J’aime son allure libre, et, disons-le, son élégance. Je suis trop “charmé” peut-être, et trop peu “conquis” (Il ne me déplait [sic] pas d être [sic] parfois violenté) Mais l’affêterie est excusable, qui se dissimule sous une sincère tentative de rénovation.

Je préfère, pourtant, “Le Coq et l’Arlequin”, parce qu’il explique l’auteur, ne vise à rien qu’à exprimer des idées, et ne se soumet à aucune affabulation. Et puis, je puis supporter plus facilement, ici, les retours suprèmes des forces battues. Dans un livre semblable, de pensées, de notes, il n’y a point d’atmosphère, mais chaque ligne, dans son autonomie, prend et conserve sa pleine valeur. L’auteur est jugé selon ses mérites ou ses défauts. Aucune surprise. Aucune influence pernicieuse.

Je sais qu’on a reproché à Cocteau, à propos de ce petit volume d’aphorismes, d’avoir menti sur sa personnalité, ou plutôt, de s’être menti à lui-même.

Mais je me demande jusqu’à quel point ce reproche n’est pas du dépit devant le lent et progressif affranchissement qui conduit le poète à pendre conscience de lui-même. L’auteur des “Caves du Vatican” me semble être peu qualifié pour écrire à un confrère : “Certaines de vos maximes me paraissent être bien moins en rapport avec celui que vous êtes, qu’avec celui que vous voudriez qu’on vous crût.”
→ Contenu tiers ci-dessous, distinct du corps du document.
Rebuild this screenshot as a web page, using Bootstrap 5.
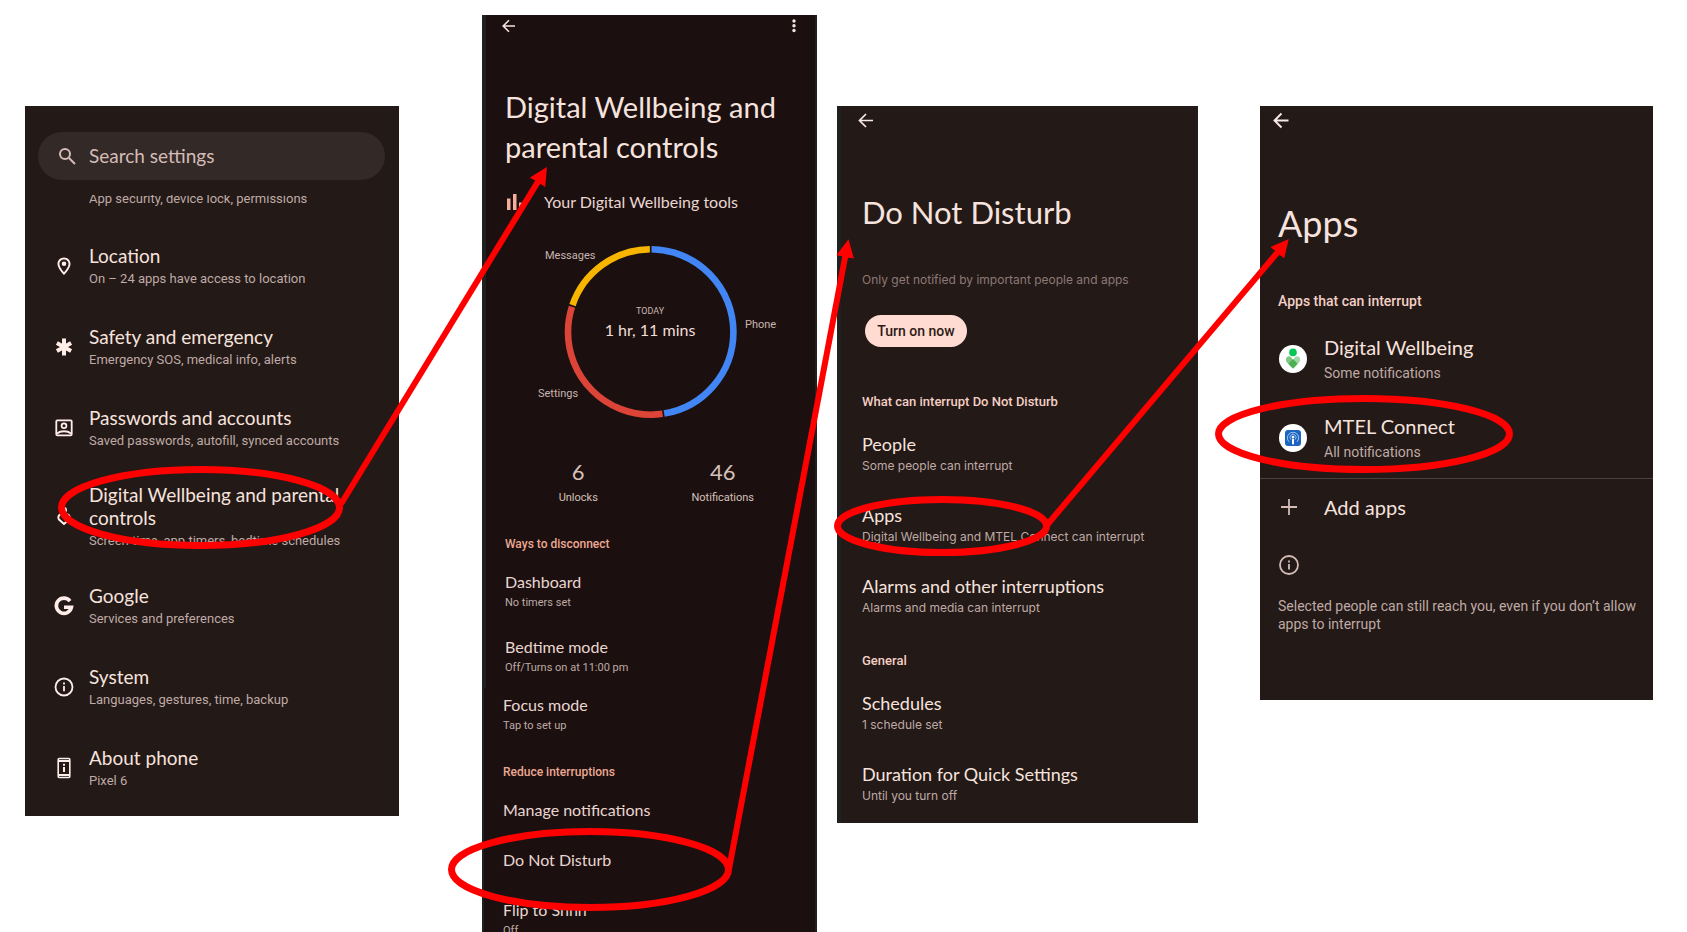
<!DOCTYPE html>
<html lang="en">
<head>
<meta charset="utf-8">
<meta name="viewport" content="width=device-width, initial-scale=1">
<title>Allow MTEL Connect through Do Not Disturb</title>
<link rel="stylesheet" href="https://cdn.jsdelivr.net/npm/bootstrap@5.3.0/dist/css/bootstrap.min.css">
<style>
  body { background: #fff; font-family: Lato, "Open Sans", sans-serif; }
  .board {
    display: grid;
    grid-template-columns: 25fr 374fr 83fr 335fr 20fr 361fr 62fr 393fr 34fr;
    align-items: start;
  }
  .screen { background: #231917; color: #f7e3de; margin-top: 106px; min-width: 0; }
  .screen a { color: inherit; text-decoration: none; }
  .screen h1 { font-weight: 400; margin: 0; }
  .screen svg { display: block; flex: none; }
  .sub { font-family: Roboto, "Open Sans", sans-serif; color: #bfaaa5; }
  .section-label { font-family: Roboto, "Open Sans", sans-serif; font-weight: 500; color: #f3cfc5; }
  .item { display: block; }

  /* settings list */
  .s-settings { grid-column: 2; min-height: 710px; padding-top: 26px; }
  .search { background: #332927; border-radius: 24px; height: 48px; margin: 0 14px 0 13px; padding-left: 20px; color: #d3bcb6; }
  .search input { background: none; border: 0; outline: 0; color: inherit; font-size: 19px; width: 100%; padding: 0; margin-left: 13px; }
  .search input::placeholder { color: #d3bcb6; opacity: 1; }
  .cut-row { margin-top: 15px; height: 14px; overflow: hidden; padding-left: 64px; display: flex; align-items: flex-end; }
  .s-settings nav { padding-top: 17px; }
  .set-row { display: flex; align-items: center; min-height: 81px; padding: 14px 0 15px 27px; }
  .set-row .glyph { width: 24px; margin-right: 13px; }
  .set-row .name { font-size: 19px; line-height: 23px; }
  .s-settings .sub { font-size: 13px; line-height: 20px; }
  .set-row .sub { margin-top: 2px; }

  /* digital wellbeing */
  .s-wellbeing { grid-column: 4; background: #1b100f; margin-top: 15px; min-height: 930px; border-right: 2px solid #1f2020; }
  .strip { border-left: 4px solid #1f2020; padding-left: 19px; }
  .strip-thin { border-left: 2px solid #1f2020; padding-left: 19px; }
  .strip.bar { padding: 0 16px; }
  .s-wellbeing h1 { font-size: 29px; line-height: 40px; padding-top: 50px; }
  .tools { padding-left: 2px; gap: 21px; }
  .s-wellbeing .name { font-size: 16px; line-height: 22px; color: #ead6d1; }
  .s-wellbeing .sub { font-size: 11px; line-height: 16px; }
  .s-wellbeing .item .sub { margin-top: 2px; }
  .s-wellbeing .section-label { font-size: 12px; line-height: 16px; color: #eda892; padding-top: 30px; }
  .s-wellbeing .item { padding-top: 25px; }
  .s-wellbeing .section-label + .item { padding-top: 19px; }
  .s-wellbeing .item.tight { padding-top: 6px; }
  .s-wellbeing .item.single { padding-top: 28px; }
  .counts { padding: 6px 20px 0; }
  .counts .sub { color: #d6c0ba; margin-top: 4px; }
  .count { font-size: 22px; line-height: 28px; color: #d6c0ba; }

  /* do not disturb */
  .s-dnd { grid-column: 6; min-height: 717px; border-left: 4px solid #1f2020; border-right: 1px solid #1f2020; }
  .s-dnd .back { padding-left: 17px; }
  .s-dnd .body { padding: 56px 10px 0 21px; }
  .s-dnd h1 { font-size: 31px; line-height: 40px; }
  .s-dnd .name { font-size: 18px; line-height: 22px; }
  .s-dnd .sub { font-family: Inter, Roboto, sans-serif; font-size: 12px; line-height: 20px; }
  .s-dnd .item .sub { margin-top: 1px; }
  .s-dnd .intro { color: #8c7975; padding: 38px 0 25px; }
  .s-dnd .section-label { font-size: 13px; line-height: 20px; padding-top: 33px; }
  .s-dnd .item { padding-top: 28px; }
  .s-dnd .section-label + .item { padding-top: 21px; }
  .turn-on { background: #ffdbd1; color: #2c1a16; border: 0; border-radius: 16px; height: 32px; width: 102px; padding: 0; font: 500 14px Roboto, sans-serif; margin: 0 0 12px 3px; display: block; }

  /* apps */
  .s-apps { grid-column: 8; min-height: 594px; }
  .s-apps .back { padding-left: 13px; }
  .s-apps h1 { font-size: 36px; line-height: 44px; padding: 65px 0 0 18px; }
  .s-apps .name { font-size: 20px; line-height: 24px; }
  .s-apps .sub { font-size: 14px; line-height: 20px; }
  .s-apps .section-label { font-size: 14px; line-height: 20px; padding: 46px 0 0 18px; }
  .app-row { display: flex; align-items: center; gap: 17px; padding: 0 0 0 19px; }
  .app-row .sub { margin-top: 4px; }
  .app-row .glyph { width: 28px; }
  .app-row.first { margin: 24px 0 31px; }
  .rule { border-top: 1px solid #4b403e; margin: 16px 0; }
  .s-apps .info { margin: 36px 0 22px 19px; }
  .s-apps .note { line-height: 18px; padding: 0 12px 0 18px; }

  .marks { position: absolute; top: 0; left: 0; width: 100%; height: 932px; pointer-events: none; }
</style>
</head>
<body>
<main class="position-relative vh-100 overflow-hidden">
  <div class="board">

    <section class="screen s-settings">
      <div class="search d-flex align-items-center">
        <svg width="18" height="18" viewBox="0 0 18 18" fill="none" stroke="#d3bcb6" stroke-width="2"><circle cx="7" cy="7" r="5"/><path d="M10.700 10.700 17 17"/></svg>
        <input type="search" placeholder="Search settings" aria-label="Search settings">
      </div>
      <div class="cut-row"><div class="sub">App security, device lock, permissions</div></div>
      <nav>
        <a class="set-row" href="#">
          <span class="glyph"><svg width="24" height="24" viewBox="0 0 24 24" fill="#ffede8"><path d="M12 3.500c-3.600 0-6.500 2.800-6.500 6.400 0 4.300 6.500 11.100 6.500 11.100s6.500-6.800 6.500-11.100c0-3.600-2.900-6.400-6.500-6.400zm0 1.900c2.500 0 4.600 2 4.600 4.500 0 2.300-2.300 5.700-4.600 8.300-2.300-2.600-4.600-6-4.600-8.300 0-2.500 2.100-4.500 4.600-4.500z"/><circle cx="12" cy="9.800" r="2.300"/></svg></span>
          <span><span class="name d-block">Location</span><span class="sub d-block">On – 24 apps have access to location</span></span>
        </a>
        <a class="set-row" href="#">
          <span class="glyph"><svg width="24" height="24" viewBox="0 0 24 24" stroke="#ffede8" stroke-width="4"><path d="M12 3.500v17M4.900 8l14.200 8M19.100 8 4.900 16"/></svg></span>
          <span><span class="name d-block">Safety and emergency</span><span class="sub d-block">Emergency SOS, medical info, alerts</span></span>
        </a>
        <a class="set-row" href="#">
          <span class="glyph"><svg width="24" height="24" viewBox="0 0 24 24" fill="none" stroke="#ffede8" stroke-width="1.800"><rect x="4.300" y="4.300" width="15.400" height="15" rx="1"/><circle cx="12" cy="9.700" r="2.400"/><path d="M5 17.500c3.500-3 10.500-3 14 0"/></svg></span>
          <span><span class="name d-block">Passwords and accounts</span><span class="sub d-block">Saved passwords, autofill, synced accounts</span></span>
        </a>
        <a class="set-row" href="#">
          <span class="glyph"><svg width="24" height="24" viewBox="0 0 24 24" fill="none" stroke="#ffede8" stroke-width="2"><path d="m12 19-5-4.500c-1.500-1.800-.5-5 2-5 1.400 0 2.300.6 3 1.600.7-1 1.600-1.600 3-1.600 2.500 0 3.500 3.200 2 5z"/><circle cx="12" cy="5" r="2"/></svg></span>
          <span><span class="name d-block">Digital Wellbeing and parental<br>controls</span><span class="sub d-block">Screen time, app timers, bedtime schedules</span></span>
        </a>
        <a class="set-row" href="#">
          <span class="glyph"><svg width="24" height="24" viewBox="0 0 24 24" fill="none" stroke="#ffede8" stroke-width="3.600"><path d="M18 7.100A7.600 7.600 0 1 0 19.400 13.300H12"/></svg></span>
          <span><span class="name d-block">Google</span><span class="sub d-block">Services and preferences</span></span>
        </a>
        <a class="set-row" href="#">
          <span class="glyph"><svg width="24" height="24" viewBox="0 0 24 24" fill="none" stroke="#ffede8" stroke-width="1.800"><circle cx="12" cy="12" r="8.500"/><path d="M12 11v5.300M12 7.500v2"/></svg></span>
          <span><span class="name d-block">System</span><span class="sub d-block">Languages, gestures, time, backup</span></span>
        </a>
        <a class="set-row" href="#">
          <span class="glyph"><svg width="24" height="24" viewBox="0 0 24 24" fill="none" stroke="#ffede8" stroke-width="1.600"><rect x="6.200" y="2.500" width="11.600" height="19" rx="1"/><path d="M6 5h12M6 19h12" stroke-width="2.200"/><path d="M12 11v5M12 7.800v2" stroke-width="2"/></svg></span>
          <span><span class="name d-block">About phone</span><span class="sub d-block">Pixel 6</span></span>
        </a>
      </nav>
    </section>

    <section class="screen s-wellbeing">
      <div class="strip bar d-flex justify-content-between">
        <svg width="14" height="22" viewBox="0 0 14 22" fill="none" stroke="#f7e3de" stroke-width="1.600"><path d="M13 11H1.500M7 5.200 1.200 11 7 16.800"/></svg>
        <svg width="10" height="22" viewBox="0 0 10 22" fill="#f7e3de"><circle cx="5" cy="6" r="1.700"/><circle cx="5" cy="10.700" r="1.700"/><circle cx="5" cy="15.500" r="1.700"/></svg>
      </div>
      <div class="strip">
        <h1>Digital Wellbeing and<br>parental controls</h1>
        <div class="tools d-flex align-items-center pt-4">
          <svg width="16" height="16" viewBox="0 0 16 16" fill="#f5ae99"><path d="M0 4.500h3.500V16H0zM6 0h3.500v16H6zM12 8.500h3.500V16H12z"/></svg>
          <span class="name">Your Digital Wellbeing tools</span>
        </div>
      </div>
      <div class="strip ps-0">
        <svg class="w-100" height="239" viewBox="4 -27 329 239" font-family="Roboto, sans-serif" fill="#c9b4af" font-size="11">
          <g fill="none" stroke-width="6.600" transform="rotate(-90 168.700 92)">
            <circle cx="168.700" cy="92" r="82.700" pathLength="360" stroke="#4285f4" stroke-dasharray="170 190" stroke-dashoffset="-.6"/>
            <circle cx="168.700" cy="92" r="82.700" pathLength="360" stroke="#db4437" stroke-dasharray="116.200 243.800" stroke-dashoffset="-171.700"/>
            <circle cx="168.700" cy="92" r="82.700" pathLength="360" stroke="#f8b500" stroke-dasharray="70.400 289.600" stroke-dashoffset="-289"/>
          </g>
          <text x="63" y="19">Messages</text>
          <text x="263" y="88">Phone</text>
          <text x="56" y="157">Settings</text>
          <text x="168" y="74" font-size="9" text-anchor="middle">TODAY</text>
          <text x="168" y="96" font-size="16" fill="#f2ded9" font-family="Lato, sans-serif" text-anchor="middle">1 hr, 11 mins</text>
        </svg>
        <div class="counts d-flex text-center">
          <div class="w-50"><div class="count">6</div><div class="sub">Unlocks</div></div>
          <div class="w-50"><div class="count">46</div><div class="sub">Notifications</div></div>
        </div>
      </div>
      <div class="strip pb-2">
        <div class="section-label">Ways to disconnect</div>
        <a class="item" href="#"><span class="name d-block">Dashboard</span><span class="sub d-block">No timers set</span></a>
        <a class="item pb-1" href="#"><span class="name d-block">Bedtime mode</span><span class="sub d-block">Off/Turns on at 11:00 pm</span></a>
      </div>
      <div class="strip-thin">
        <a class="item tight" href="#"><span class="name d-block">Focus mode</span><span class="sub d-block">Tap to set up</span></a>
        <div class="section-label">Reduce interruptions</div>
        <a class="item" href="#"><span class="name d-block">Manage notifications</span></a>
        <a class="item single" href="#"><span class="name d-block">Do Not Disturb</span></a>
        <a class="item single" href="#"><span class="name d-block">Flip to Shhh</span><span class="sub d-block">Off</span></a>
      </div>
    </section>

    <section class="screen s-dnd">
      <div class="back"><svg width="16" height="30" viewBox="0 0 16 30" fill="none" stroke="#f9e8e3" stroke-width="1.700"><path d="M15 14.500H1.500M8 8l-6.500 6.500L8 21"/></svg></div>
      <div class="body">
        <h1>Do Not Disturb</h1>
        <div class="sub intro">Only get notified by important people and apps</div>
        <button type="button" class="turn-on">Turn on now</button>
        <div class="section-label">What can interrupt Do Not Disturb</div>
        <a class="item" href="#"><span class="name d-block">People</span><span class="sub d-block">Some people can interrupt</span></a>
        <a class="item" href="#"><span class="name d-block">Apps</span><span class="sub d-block">Digital Wellbeing and MTEL Connect can interrupt</span></a>
        <a class="item" href="#"><span class="name d-block">Alarms and other interruptions</span><span class="sub d-block">Alarms and media can interrupt</span></a>
        <div class="section-label">General</div>
        <a class="item" href="#"><span class="name d-block">Schedules</span><span class="sub d-block">1 schedule set</span></a>
        <a class="item" href="#"><span class="name d-block">Duration for Quick Settings</span><span class="sub d-block">Until you turn off</span></a>
      </div>
    </section>

    <section class="screen s-apps">
      <div class="back"><svg width="16" height="30" viewBox="0 0 16 30" fill="none" stroke="#f9e8e3" stroke-width="1.900"><path d="M15.500 14.500H1.500M8.500 7.500l-7 7 7 7"/></svg></div>
      <h1>Apps</h1>
      <div class="section-label">Apps that can interrupt</div>
      <a class="app-row first" href="#">
        <span class="glyph"><svg width="28" height="28" viewBox="0 0 28 28"><circle cx="14" cy="14" r="14" fill="#fff"/><circle cx="14" cy="7.400" r="3.800" fill="#00c853"/><path d="m14 23.500-6-6c-3-3.500.5-8 4-5.500l5.500 8z" fill="#81c784"/><path d="m14 23.500 6-6c3-3.500-.5-8-4-5.500l-5.500 8z" fill="#a5d6a7"/><path d="m14 14 4.700 4.700L14 23.500l-4.700-4.800z" fill="#4caf50"/></svg></span>
        <span><span class="name d-block">Digital Wellbeing</span><span class="sub d-block">Some notifications</span></span>
      </a>
      <a class="app-row" href="#">
        <span class="glyph"><svg width="28" height="28" viewBox="0 0 28 28"><circle cx="14" cy="14" r="14" fill="#fff"/><rect x="6" y="6" width="16" height="16" rx="3" fill="#1d66c0"/><g fill="none" stroke="#a9cdf5" stroke-width=".9"><path d="M10 17.800a5.600 5.600 0 1 1 8 0M12 15.500a3 3 0 1 1 4 0"/></g><circle cx="14" cy="13" r="1.300" fill="#fff"/><rect x="13" y="14.500" width="2" height="6" rx="1" fill="#fff"/></svg></span>
        <span><span class="name d-block">MTEL Connect</span><span class="sub d-block">All notifications</span></span>
      </a>
      <div class="rule"></div>
      <a class="app-row" href="#">
        <span class="glyph"><svg width="20" height="20" viewBox="0 0 20 20" stroke="#d3bcb6" stroke-width="1.800"><path d="M10 2v16M2 10h16"/></svg></span>
        <span class="name">Add apps</span>
      </a>
      <svg class="info" width="20" height="20" viewBox="0 0 20 20" fill="none" stroke="#d3bcb6" stroke-width="1.800"><circle cx="10" cy="10" r="9"/><path d="M10 9v5.500M10 5.500v2"/></svg>
      <p class="sub note">Selected people can still reach you, even if you don’t allow apps to interrupt</p>
    </section>
  </div>

  <svg class="marks" viewBox="0 0 1687 932" preserveAspectRatio="none" fill="none" stroke="#f00" aria-hidden="true">
    <defs>
      <marker id="tip" markerUnits="userSpaceOnUse" markerWidth="20" markerHeight="20" refX="2" refY="9" orient="auto"><path d="M0 0 18 9 0 18z" fill="#f00" stroke="none"/></marker>
    </defs>
    <g stroke-width="7">
      <ellipse cx="200.500" cy="507.500" rx="139" ry="38"/>
      <ellipse cx="590" cy="869.500" rx="138.500" ry="38"/>
      <ellipse cx="942" cy="526" rx="104.500" ry="26.500"/>
      <ellipse cx="1364" cy="434" rx="145.500" ry="35.500"/>
    </g>
    <g stroke-width="6">
      <path d="M341 504 538.600 180.600" marker-end="url(#tip)"/>
      <path d="M729 869 845.500 255" marker-end="url(#tip)"/>
      <path d="M1047 525 1278.500 251.200" marker-end="url(#tip)"/>
    </g>
  </svg>
</main>
<script src="https://cdn.jsdelivr.net/npm/bootstrap@5.3.0/dist/js/bootstrap.bundle.min.js"></script>
</body>
</html>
L’évolution d’un artiste est une chose mystérieuse et qui peut paraître factice tout en étant très sincère. Il suffit généralement qu’un peintre — ou un poète — accepté par les milieux bourgeois pour certaines œuvres de jeunesse, — imprécises, ou, plus simplement, gentilles — fasse un violent effort pour s’arracher aux vieilles esthétiques et consacrer son talent et sa sensibilité à réaliser des œuvres nouvelles, pour qu’aussitôt on le taxe d’arrivisme et d'excentricité.